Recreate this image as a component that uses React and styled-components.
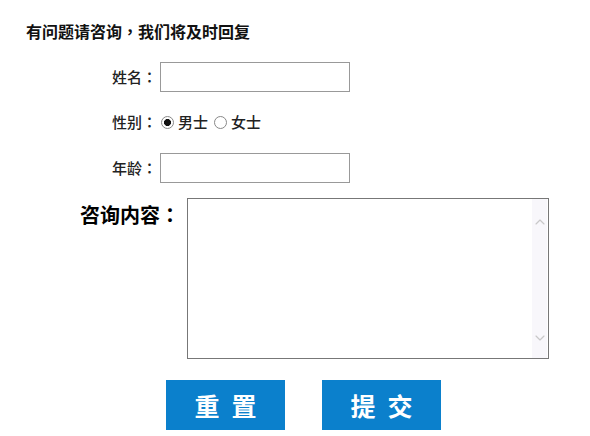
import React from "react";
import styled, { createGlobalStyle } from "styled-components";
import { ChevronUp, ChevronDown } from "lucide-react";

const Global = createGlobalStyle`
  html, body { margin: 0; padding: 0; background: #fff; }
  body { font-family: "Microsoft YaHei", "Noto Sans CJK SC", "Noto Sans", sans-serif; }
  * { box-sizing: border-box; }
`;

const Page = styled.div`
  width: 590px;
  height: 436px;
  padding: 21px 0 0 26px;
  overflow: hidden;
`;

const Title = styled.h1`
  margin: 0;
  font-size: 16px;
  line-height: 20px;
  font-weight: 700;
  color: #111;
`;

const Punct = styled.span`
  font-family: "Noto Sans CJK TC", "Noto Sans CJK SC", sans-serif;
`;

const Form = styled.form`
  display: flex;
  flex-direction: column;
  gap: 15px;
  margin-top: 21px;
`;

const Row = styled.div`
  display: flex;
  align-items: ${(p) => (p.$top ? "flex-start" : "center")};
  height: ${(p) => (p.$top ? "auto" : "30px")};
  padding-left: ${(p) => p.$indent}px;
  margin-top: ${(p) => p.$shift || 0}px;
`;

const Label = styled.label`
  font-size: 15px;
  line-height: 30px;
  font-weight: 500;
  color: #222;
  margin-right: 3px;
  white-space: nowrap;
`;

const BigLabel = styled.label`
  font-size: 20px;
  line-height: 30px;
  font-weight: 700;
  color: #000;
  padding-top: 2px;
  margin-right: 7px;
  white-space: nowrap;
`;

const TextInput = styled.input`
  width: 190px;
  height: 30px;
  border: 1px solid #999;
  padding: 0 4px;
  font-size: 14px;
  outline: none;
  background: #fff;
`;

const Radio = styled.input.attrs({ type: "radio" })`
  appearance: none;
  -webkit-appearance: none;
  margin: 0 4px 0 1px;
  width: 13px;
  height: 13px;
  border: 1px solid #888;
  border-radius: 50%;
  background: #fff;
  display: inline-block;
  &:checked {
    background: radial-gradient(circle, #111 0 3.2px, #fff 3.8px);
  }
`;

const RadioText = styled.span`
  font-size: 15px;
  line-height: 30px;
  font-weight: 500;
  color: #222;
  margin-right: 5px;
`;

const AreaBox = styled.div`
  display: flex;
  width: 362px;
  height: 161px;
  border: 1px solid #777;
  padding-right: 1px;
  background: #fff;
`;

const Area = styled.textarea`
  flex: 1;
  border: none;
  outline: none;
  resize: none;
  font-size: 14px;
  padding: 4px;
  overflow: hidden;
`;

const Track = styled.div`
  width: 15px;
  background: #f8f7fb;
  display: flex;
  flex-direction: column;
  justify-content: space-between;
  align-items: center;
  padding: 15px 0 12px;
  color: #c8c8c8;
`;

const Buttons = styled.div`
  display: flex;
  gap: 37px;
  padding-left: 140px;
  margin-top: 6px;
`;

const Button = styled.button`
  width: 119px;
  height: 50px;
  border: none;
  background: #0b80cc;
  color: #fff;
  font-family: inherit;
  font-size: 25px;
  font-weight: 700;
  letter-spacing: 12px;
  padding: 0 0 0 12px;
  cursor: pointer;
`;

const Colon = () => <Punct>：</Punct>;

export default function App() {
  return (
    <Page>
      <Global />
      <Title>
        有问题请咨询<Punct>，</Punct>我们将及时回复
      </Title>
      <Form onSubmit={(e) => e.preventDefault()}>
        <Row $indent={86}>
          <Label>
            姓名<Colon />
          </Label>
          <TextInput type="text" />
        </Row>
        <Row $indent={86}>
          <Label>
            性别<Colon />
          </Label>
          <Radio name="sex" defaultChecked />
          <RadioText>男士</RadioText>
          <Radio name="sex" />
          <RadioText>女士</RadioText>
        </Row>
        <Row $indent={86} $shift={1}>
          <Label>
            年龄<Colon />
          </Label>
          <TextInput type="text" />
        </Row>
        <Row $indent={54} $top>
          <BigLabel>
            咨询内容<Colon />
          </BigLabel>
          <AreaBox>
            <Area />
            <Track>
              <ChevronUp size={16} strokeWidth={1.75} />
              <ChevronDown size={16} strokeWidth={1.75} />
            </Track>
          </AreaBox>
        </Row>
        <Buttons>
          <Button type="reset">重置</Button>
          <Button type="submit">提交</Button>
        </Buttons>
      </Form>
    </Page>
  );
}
● ● ● ● ● ● ●
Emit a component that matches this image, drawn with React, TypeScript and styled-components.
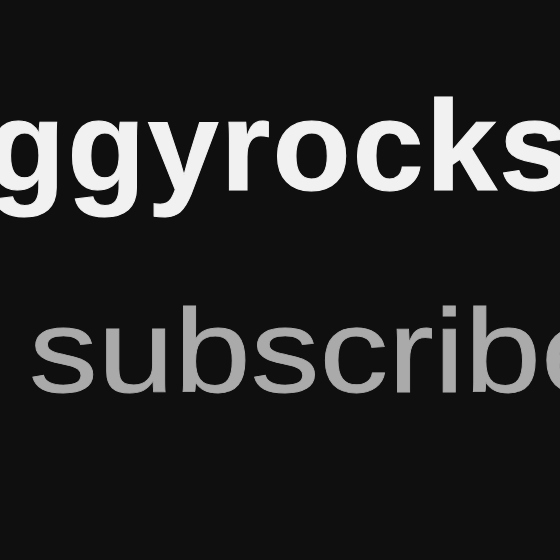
● ● ● ● ● ● ●
WRITTEN TASK – Of the lines in the entries above, how many include "image"? Only the number should be given.

ANSWER IN FULL – 2